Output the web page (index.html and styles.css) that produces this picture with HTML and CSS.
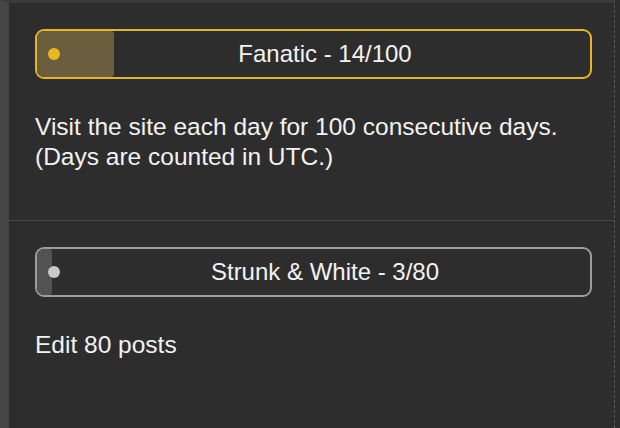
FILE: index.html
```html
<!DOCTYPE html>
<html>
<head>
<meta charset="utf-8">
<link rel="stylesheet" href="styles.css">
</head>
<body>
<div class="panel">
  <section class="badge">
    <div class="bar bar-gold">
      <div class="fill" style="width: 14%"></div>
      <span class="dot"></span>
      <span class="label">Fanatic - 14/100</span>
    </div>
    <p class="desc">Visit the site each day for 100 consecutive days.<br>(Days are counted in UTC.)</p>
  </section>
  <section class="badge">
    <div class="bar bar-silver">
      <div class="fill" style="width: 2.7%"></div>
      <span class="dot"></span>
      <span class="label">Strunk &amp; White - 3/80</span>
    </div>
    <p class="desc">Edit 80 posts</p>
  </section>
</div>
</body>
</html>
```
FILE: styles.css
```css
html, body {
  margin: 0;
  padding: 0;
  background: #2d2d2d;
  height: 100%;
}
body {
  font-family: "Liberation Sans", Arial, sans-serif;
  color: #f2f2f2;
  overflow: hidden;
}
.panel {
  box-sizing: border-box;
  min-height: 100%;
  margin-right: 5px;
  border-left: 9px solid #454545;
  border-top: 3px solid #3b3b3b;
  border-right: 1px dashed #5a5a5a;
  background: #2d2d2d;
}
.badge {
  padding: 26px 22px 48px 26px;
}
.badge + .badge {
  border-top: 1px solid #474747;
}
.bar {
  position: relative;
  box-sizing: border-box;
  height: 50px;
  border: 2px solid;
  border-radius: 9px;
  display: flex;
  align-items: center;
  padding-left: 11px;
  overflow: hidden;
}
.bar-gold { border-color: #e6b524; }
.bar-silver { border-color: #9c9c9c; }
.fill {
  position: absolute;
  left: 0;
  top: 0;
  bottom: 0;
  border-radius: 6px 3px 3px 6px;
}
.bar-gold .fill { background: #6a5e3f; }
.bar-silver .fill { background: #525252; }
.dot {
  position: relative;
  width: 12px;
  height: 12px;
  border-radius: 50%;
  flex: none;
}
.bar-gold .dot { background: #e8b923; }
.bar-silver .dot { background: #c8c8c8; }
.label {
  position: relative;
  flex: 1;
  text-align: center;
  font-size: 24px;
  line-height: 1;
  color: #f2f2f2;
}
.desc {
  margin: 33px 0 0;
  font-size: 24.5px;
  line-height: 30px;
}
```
++++++++++++++++++++
All of the data above should be transcribed verbatim, with pictures omitted.

Output the web page (index.html and styles.css) that produces this picture with HTML and CSS.
FILE: index.html
```html
<!DOCTYPE html>
<html>
<head>
<meta charset="utf-8">
<link rel="stylesheet" href="styles.css">
</head>
<body>
<div class="panel">
  <section class="badge">
    <div class="bar bar-gold">
      <div class="fill" style="width: 14%"></div>
      <span class="dot"></span>
      <span class="label">Fanatic - 14/100</span>
    </div>
    <p class="desc">Visit the site each day for 100 consecutive days.<br>(Days are counted in UTC.)</p>
  </section>
  <section class="badge">
    <div class="bar bar-silver">
      <div class="fill" style="width: 2.7%"></div>
      <span class="dot"></span>
      <span class="label">Strunk &amp; White - 3/80</span>
    </div>
    <p class="desc">Edit 80 posts</p>
  </section>
</div>
</body>
</html>
```
FILE: styles.css
```css
html, body {
  margin: 0;
  padding: 0;
  background: #2d2d2d;
  height: 100%;
}
body {
  font-family: "Liberation Sans", Arial, sans-serif;
  color: #f2f2f2;
  overflow: hidden;
}
.panel {
  box-sizing: border-box;
  min-height: 100%;
  margin-right: 5px;
  border-left: 9px solid #454545;
  border-top: 3px solid #3b3b3b;
  border-right: 1px dashed #5a5a5a;
  background: #2d2d2d;
}
.badge {
  padding: 26px 22px 48px 26px;
}
.badge + .badge {
  border-top: 1px solid #474747;
}
.bar {
  position: relative;
  box-sizing: border-box;
  height: 50px;
  border: 2px solid;
  border-radius: 9px;
  display: flex;
  align-items: center;
  padding-left: 11px;
  overflow: hidden;
}
.bar-gold { border-color: #e6b524; }
.bar-silver { border-color: #9c9c9c; }
.fill {
  position: absolute;
  left: 0;
  top: 0;
  bottom: 0;
  border-radius: 6px 3px 3px 6px;
}
.bar-gold .fill { background: #6a5e3f; }
.bar-silver .fill { background: #525252; }
.dot {
  position: relative;
  width: 12px;
  height: 12px;
  border-radius: 50%;
  flex: none;
}
.bar-gold .dot { background: #e8b923; }
.bar-silver .dot { background: #c8c8c8; }
.label {
  position: relative;
  flex: 1;
  text-align: center;
  font-size: 24px;
  line-height: 1;
  color: #f2f2f2;
}
.desc {
  margin: 33px 0 0;
  font-size: 24.5px;
  line-height: 30px;
}
```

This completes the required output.